I am getting lots of derivative pleasures these days from the election. There's the simple pleasure of the gossip mill, stupid things that Palin said that day, the "Bristol" tattoo on Levi Johnston's finger, what Michelle wore on Leno, pictures of Barack holding babies, the swipes that pundits take at one another, etc. Then there is the referred pleasure from knowing that practically everyone important to me is following the gossip mill with the same fervor as me. TG apparently wakes up before work to check the blogs and news sites, then races home after work to do the same thing. I can send a text to BFFAEAE at any moment about that instant's news story and nine times out of ten she is reading the same thing. Then there is the second-derivative referred pleasure of shared anxiety brought on by the shared gossip mill. My co-clerk NU has to go to the dentist tomorrow morning; she's getting fitted for a guard against teeth-grinding, which she says is the result of anxiety about the election. Almost all of my Obama-supporting friends fear the implausible - another stolen election, violence, bin Laden's endorsement - and hedge against disappointment. RK says he wants to keep his expectations low because he doesn't want to be crushed when higher ones are not met. Then there is the third-derivative referred pleasure of anticipating relief on Tuesday, when all of this is finally over. And finally, there is the actual goddamn relief. I got one of the coveted tickets to the Grant Park celebration because KG at Obama HQ sent out an email as soon as the ticketing process opened up and I snatched one with my filthy paws. Now I get to debate whether I'll actually go. It's going to be 70 degrees in Chicago that day. But Grant Park is, say, a quarter the size of Central Park. It's surrounded by skyscrapers on three sides, Lake Michigan on the other. How can it possibly be secured? What if there are nuts in boats trying to ram up from the shore?? (I told SL about this fear. And then I realized what I had said. And then I apologized and said I don't often talk to people these days. I also told BFFAEAE and she said, unhelpfully, that if I am to be blown to smithereens in Grant Park then that's just the right way for me to die.)

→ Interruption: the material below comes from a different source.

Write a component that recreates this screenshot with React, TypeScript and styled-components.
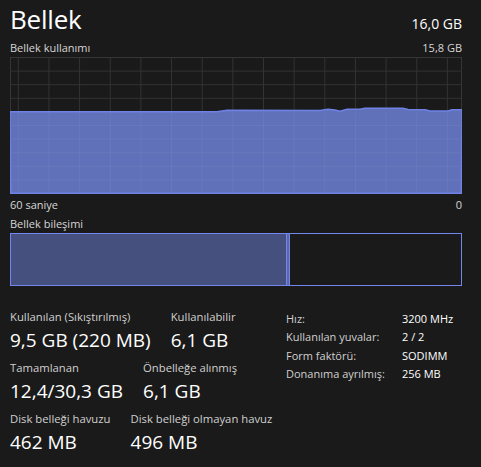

I went down to Obama's volunteer site on Clinton and Lake just to see what I could see. I know what the fifth canon of judicial ethics says, so don't worry about that. I thought I might be able to buy a t-shirt but of course t-shirts are contributions, so instead I just picked up a few free stickers. Now there is a row of "YES WE CAN"s tacked to my bulletin board above my laptop. When I was writing my senior thesis, I kept a notecard that said "DON'T THINK, DO / CF. FAKE IT TIL YOU MAKE IT" above my desk, for motivation. I am now five years older and can be slightly less cynical about my prospects. YES WE CAN YES WE CAN YES WE CAN YES WE CAN is now my preferred motivation. Am I a rube? A Branch Davidian? Who gives a shit! I am, above all, tired! Let it end!